Devant l'imminence de la guerre,
les inspecteurs de l'Onu ont évacué l'Irak
Tous les inspecteurs en désarmement de l'Onu ont quitté Bagdad mardi matin et se trouvaient en sécurité à Chypre, au lendemain de l'ultimatum adressé par le président américain George W. Bush à l'Irak, exigeant le départ sous 48 heures du président Saddam Hussein, sous menace de guerre. La Russie, la Chine et l'Allemagne refusaient encore de se résigner à la guerre, mais à l'exception des quelques rares soutiens dont disposent les Américains, la plupart des capitales ont condamné à l'avance une action militaire des Etats-Unis contre l'Irak sans l'aval de l'Onu.
L'évacuation des 56 inspecteurs en désarmement, de leur personnel de soutien, au nombre de quelque 80 personnes, ainsi que du personnel humanitaire des Nations unies en Irak, avait été annoncée lundi soir par le secrétaire général de l'Onu Kofi Annan.
Après 112 jours d'une mission qui n'a pas pu éviter la guerre, ils se sont repliés sur Larnaca, leur base-arrière depuis leur retour en Irak, en novembre dernier.

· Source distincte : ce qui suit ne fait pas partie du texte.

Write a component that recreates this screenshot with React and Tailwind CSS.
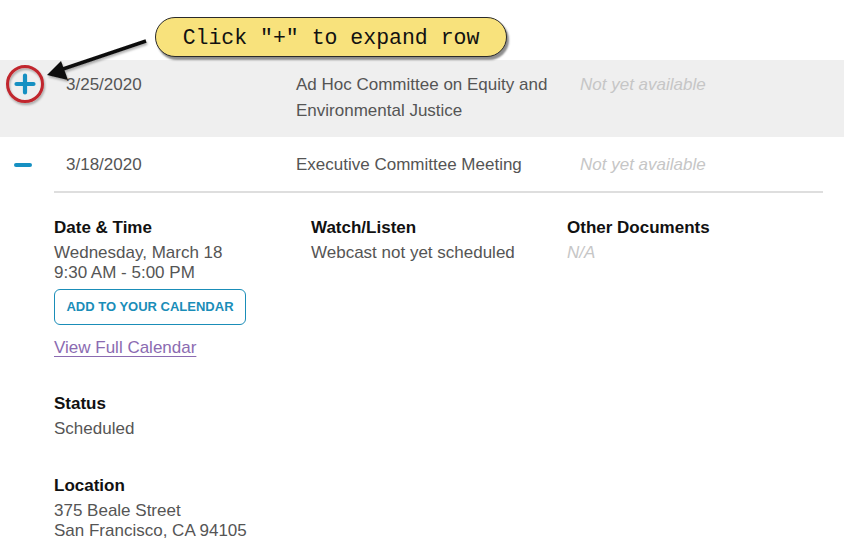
import React from 'react';

const sans = { fontFamily: '"Liberation Sans", Arial, sans-serif' };

function PlusIcon() {
  return (
    <svg width="22" height="22" viewBox="0 0 22 22" className="block">
      <path d="M11 2.5v17M2.5 11h17" stroke="#1690c2" strokeWidth="4.2" strokeLinecap="round" />
    </svg>
  );
}

function MinusIcon() {
  return <span className="block w-[18px] h-[3.5px] rounded-full bg-[#1690c2]" />;
}

function Callout() {
  return (
    <>
      <div className="absolute left-[155px] top-[17px] w-[352px] h-[40px] rounded-[20px] border-[1.5px] border-[#2a2a2a] bg-[#f8e27c] shadow-[2px_3px_2px_rgba(0,0,0,0.45)] flex items-center justify-center pt-[2px]">
        <span className="text-[21.5px] text-[#111]" style={{ fontFamily: '"Liberation Mono", "DejaVu Sans Mono", monospace' }}>
          Click "+" to expand row
        </span>
      </div>
      <svg className="absolute left-0 top-0 pointer-events-none" width="200" height="120" viewBox="0 0 200 120">
        <defs>
          <filter id="sh" x="-20%" y="-20%" width="140%" height="140%">
            <feDropShadow dx="1" dy="2" stdDeviation="1" floodColor="#000" floodOpacity="0.3" />
          </filter>
        </defs>
        <g filter="url(#sh)">
          <line x1="146" y1="41" x2="60" y2="70" stroke="#111" strokeWidth="3.5" />
          <polygon points="47,75 61,61 68,80" fill="#111" />
          <circle cx="25" cy="84" r="17.5" fill="none" stroke="#c1272d" strokeWidth="3" />
        </g>
      </svg>
    </>
  );
}

function Field({ label, children }) {
  return (
    <div>
      <div className="text-[17px] leading-[24px] font-bold text-[#111] mb-[3px]">{label}</div>
      <div className="text-[17px] leading-[20px] text-[#555]">{children}</div>
    </div>
  );
}

export default function App() {
  return (
    <div className="relative w-[844px] h-[545px] overflow-hidden bg-white" style={sans}>
      <div className="h-[60px]" />

      {/* collapsed row */}
      <div className="flex bg-[#efefef] pt-[12px] pb-[13px] text-[17px] leading-[26px] text-[#555]">
        <div className="w-[66px] flex pl-[14px] pt-[1px]">
          <PlusIcon />
        </div>
        <div className="w-[230px]">3/25/2020</div>
        <div className="w-[284px] pr-[14px]">Ad Hoc Committee on Equity and Environmental Justice</div>
        <div className="italic text-[#c6c6c6]">Not yet available</div>
      </div>

      {/* expanded row */}
      <div className="flex pt-[15px] pb-[13px] text-[17px] leading-[26px] text-[#555]">
        <div className="w-[66px] flex items-center pl-[14px]">
          <MinusIcon />
        </div>
        <div className="w-[230px]">3/18/2020</div>
        <div className="w-[284px]">Executive Committee Meeting</div>
        <div className="italic text-[#c6c6c6]">Not yet available</div>
      </div>

      <div className="ml-[54px] mr-[21px] border-t-[2.5px] border-[#dedede] pt-[23px]">
        <div className="grid grid-cols-[257px_256px_1fr]">
          <div>
            <Field label="Date & Time">
              <div>Wednesday, March 18</div>
              <div>9:30 AM - 5:00 PM</div>
            </Field>
            <button className="mt-[6px] h-[36px] w-[192px] rounded-[6px] border border-[#1a8db8] text-[13px] font-bold text-[#1a8db8]">
              ADD TO YOUR CALENDAR
            </button>
            <div className="mt-[13px] text-[17px] leading-[20px]">
              <a className="text-[#8b6bb1] underline underline-offset-[3px]">View Full Calendar</a>
            </div>
          </div>
          <Field label="Watch/Listen">Webcast not yet scheduled</Field>
          <Field label="Other Documents">
            <span className="italic text-[#c6c6c6]">N/A</span>
          </Field>
        </div>

        <div className="mt-[34px]">
          <Field label="Status">Scheduled</Field>
        </div>
        <div className="mt-[35px]">
          <Field label="Location">
            <div>375 Beale Street</div>
            <div>San Francisco, CA 94105</div>
          </Field>
        </div>
      </div>

      <Callout />
    </div>
  );
}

Lundi soir, le président Bush a donné 48 heures au président irakien pour quitter son pays, précisant que si cet ultimatum n'était pas respecté, les Etats-Unis lanceraient une guerre contre l'Irak à la date de leur choix.
"Saddam Hussein et ses fils doivent quitter l'Irak dans les 48 heures. Leur refus de le faire conduira à un conflit militaire qui commencera à la date que nous choisirons", a déclaré le chef de l'exécutif américain qui a déploré que le Conseil de sécurité de l'Onu ait "failli à ses responsabilités".
M. Bush s'est adressé au militaires irakiens pour les exhorter à "ne pas combattre pour un régime à l'agonie", menaçant de poursuites pour crimes de guerre ceux qui obéiraient à des ordres d'utilisation d'armes de destruction massive.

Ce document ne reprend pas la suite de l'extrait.